Из другой камеры выводят семерых заключенных из тех, которые были посажены сюда за два дня до нас. Их лица опухли, в синяках. Один из них остался в камере, так как был так избит, что не мог подняться с нар.

Горожанкин скомплектовал из нас, карагандинцев, две пятерки, сковал одного с другим наручниками в первую пятерку, потом – другую и скомандовал сесть. Мы сели в болото. За нами стояли пятерками еще другие заключенные из норильчан: их Горожанки не сковывал.

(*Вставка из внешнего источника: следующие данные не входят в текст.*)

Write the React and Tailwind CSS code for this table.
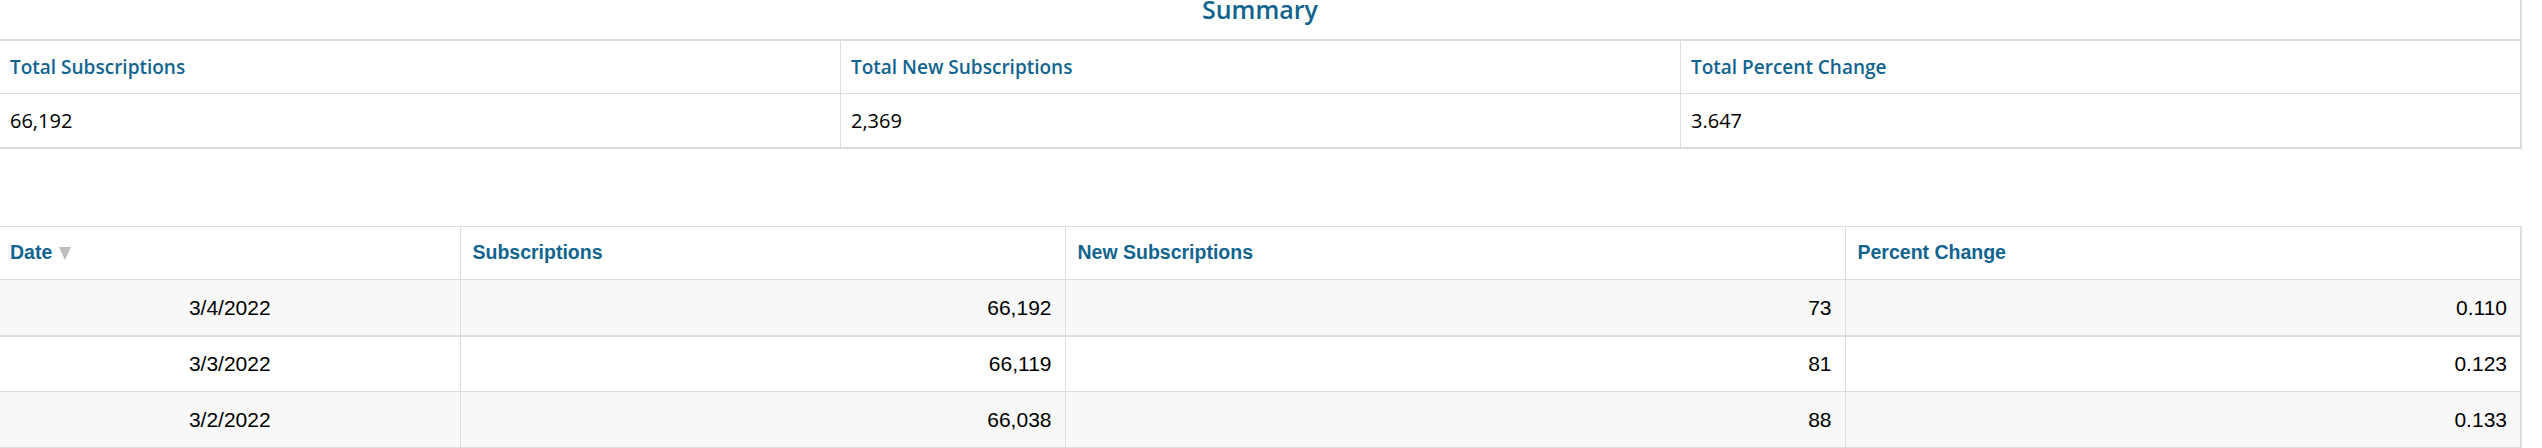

Мы выжидающе сидим. Горожанкин отходит в сторону, долго молча разглядывает нас, затем резко вынимает из-за голенища нож, лезвие которого было обернуто липкой бумагой, захватывает лезвия обеими руками, подходит к нам ближе и бьет колодкой своего ножа кого попало.

Несколько утихомиренный Горожанкин отправил нас к вахте. Но вдруг он снова сатанеет и командует нам встать. Мы остановились и все одновременно сели в болото, так как если кто не сядет – будет битый!

Горожанкину легче было бить нас, когда мы сидели на земле. Он еще раз угостил нас всех колодкой своего ножа и скомандовал идти дальше. Я шел первым с правой стороны; Горожанкин оставался несколько сзади, и я не мог его видеть. Вдруг какой-то резкий ток ударил меня от затылка до глаз, а оттуда по всему телу до пят. В глазах потемнело. И мне стало казаться, что я теряю сознание. А это Горожанкин еще и на ходу так щедро угостил меня по затылку колодкою ножа.

От ворот вахты мы шли в сопровождении конвоя; Горожанкин уже никого не бил. На месте назначения Горожанкин снял с нас наручники, раздал нам ломы и лопаты и приказал копать ямы под столбы электролинии. Ямы должны были иметь размер метр на метр в сечении и метр глубины. Норма – десять ям на одного.

Я прокопал один слой талого грунта, а дальше – мерзлота. Горожанкин стоит рядом с конвоирами и подгоняет:

– Копайте, копайте, гады! Грызите мерзлоту! И чтобы мне был метр на метр, иначе я вас..!

В одном углу метрового квадрата я выдолбил небольшую яму, в которую сейчас же набежала вода. Ко мне подходит Горожанкин и интересуется, сколько я уже накопал.

– Так, так, – говорит он как будто вежливо и приветливо, – еще немного покопай и хватит; туда дальше копать не нужно; зачем даром мучиться. – А отойдя на безопасное расстояние, снова пригрозил: – Ну, гадина, смотри ж у меня! Чтоб был метр на метр!

В полдень Горожанкин неожиданно сказал нам становиться по пять, надел на нас наручники и отправил назад в зону. Дорогой стал издеваться:

– Ну что, духарики (ироничное: отважные, сильные духом), оказывается, что вы даже очень жиденькие. А как вас, было, разрисовали! Теперь вы уже показали, кто вы есть. Вчера мы вшестером гнали всю вашу свору по-пластунски от вахты до бараков и ни одна сволочь головы не подняла. С таким духом вам только под нарами сидеть!

А теперь, мужики, я скажу вам, почему вас так скоро сняли с работы. Вас разделят на две половины: 350 человек отправят в 4-е лаготделение, а других 350 оставят здесь. Как здесь, так и там вас раскидают по два-три человека во все бригады. Тогда вы уже никуда не денетесь; поодиночке мы вас всех в бараний рог скрутим!

В тот же самый вечер нас 350 человек отправили тундрой в 4-е лаготделение, а утром следующего дня все мы, каждый в своей новой бригаде, вышли на работу. Так мы вышли из внутренней изоляции и очутились в гуще заключенных 4-й и 5-й зон.

А где-то через две недели наши зоны молнией облетела весть: Горожанкину отрубили голову!